The 1982 annual report confirmed Soviet fears of Western encirclement, and noted the challenges of countering the “U.S. and NATO aspirations to change the existing military-strategic balance.” Therefore, “[p]rimary attention was paid to military and strategic issues related to the danger of the enemy’s thermonuclear attack.” This Soviet unease was spurred by the pending November 1983 deployment of Pershing II and Gryphon Cruise missiles, whose short flight times and long range changed the nuclear balance by threatening Soviet nuclear command and control with decapitation.[11]
The first comprehensive account of the details of Operation RYaN remains a Top Secret February 1983 telegram from KGB Headquarters Moscow to the London KGB Residency entitled “Permanent operational assignment to uncover NATO preparations for a nuclear missile attack on the USSR,” with enclosed instructions on how to report on indicators pointing toward a nuclear sneak attack. This document was published in full in 1991 by Soviet double agent Oleg Gordievsky and British intelligence historian Christopher Andrew in Comrade Kryuchkov’s Instructions: Top Secret Files on KGB Foreign Operations, 1975-1985.

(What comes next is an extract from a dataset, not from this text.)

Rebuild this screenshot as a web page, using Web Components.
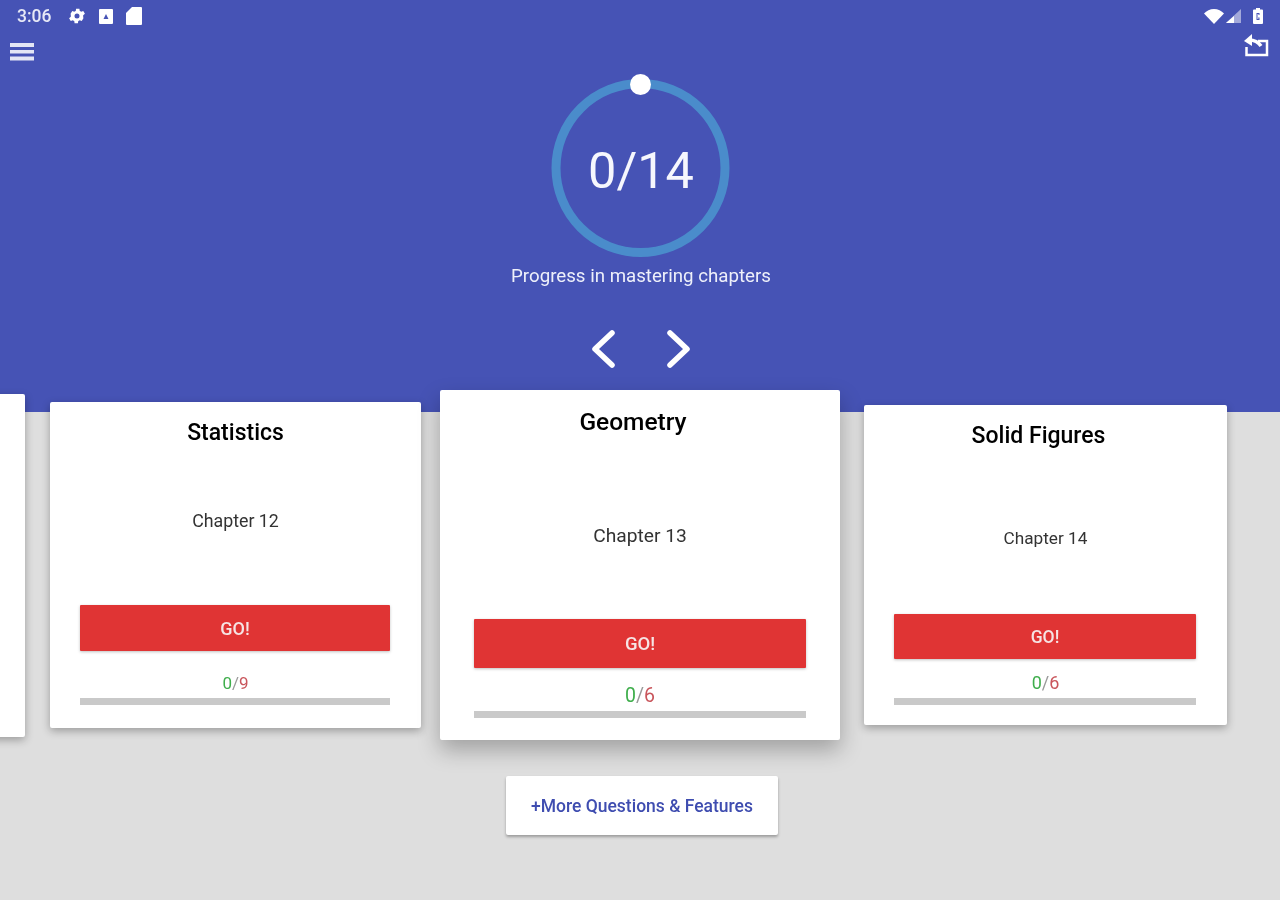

Above: M113 armored personnel carriers move through the town of Stockhausen (Herbstein) during REFORGER ’83 in Germany.
“The objective of the assignment is to see that the Residency works systematically to uncover any plans in preparation by the main adversary [USA] for RYaN and to organize continual watch to be kept for indications of a decision being taken to use nuclear weapons against the USSR or immediate preparations being made for a nuclear missile attack.”
Attached to the telegram was a list of seven “immediate” and thirteen “prospective” tasks for the agents to complete and report. These included: the collection of data on potential places of evacuation and shelter, an appraisal of the level of blood held in blood banks, observation of places where nuclear decisions were made and where nuclear weapons were stored, observation of key nuclear decision makers, observation of lines of communication, reconnaissance of the heads of churches and banks, and surveillance of security services and military installations.
Regrettably, however, Comrade Kryuchkov’s Instructions included a facsimile reproduction of only the first page of this document. The additional pages were translated and typeset into English with no Russian corroboration of their authenticity. Nevertheless, the KGB annual reports, as well as documents from other former Eastern Bloc (Czechoslovakian and Bulgarian) archives, and now these Stasi documents, help to substantiate Gordievsky’s accounts.[12]
The newly released Stasi documents on RYaN show that East German Intelligence did not begin conducting RYaN collection activities until years after the Soviets began. A January 1983 “brief note” describes initial Stasi preparations for creation of systematic RYaN intelligence collection and reporting, but acknowledges “[f]urther questions had to be straightened out.” [13] At the February 9th high-level meeting in Moscow, Stasi head Erich Mielke told KGB Chairman Victor Chebrikov that, “consultations have to be continued.” Chebrikov replied, “The work is definitely not finalized.”[14] In August of 1984, the Soviet and East German intelligence agencies were still discussing how, exactly, “to approach conceptual, organizational, and practical aspects when dealing with the RYaN problem.”[15]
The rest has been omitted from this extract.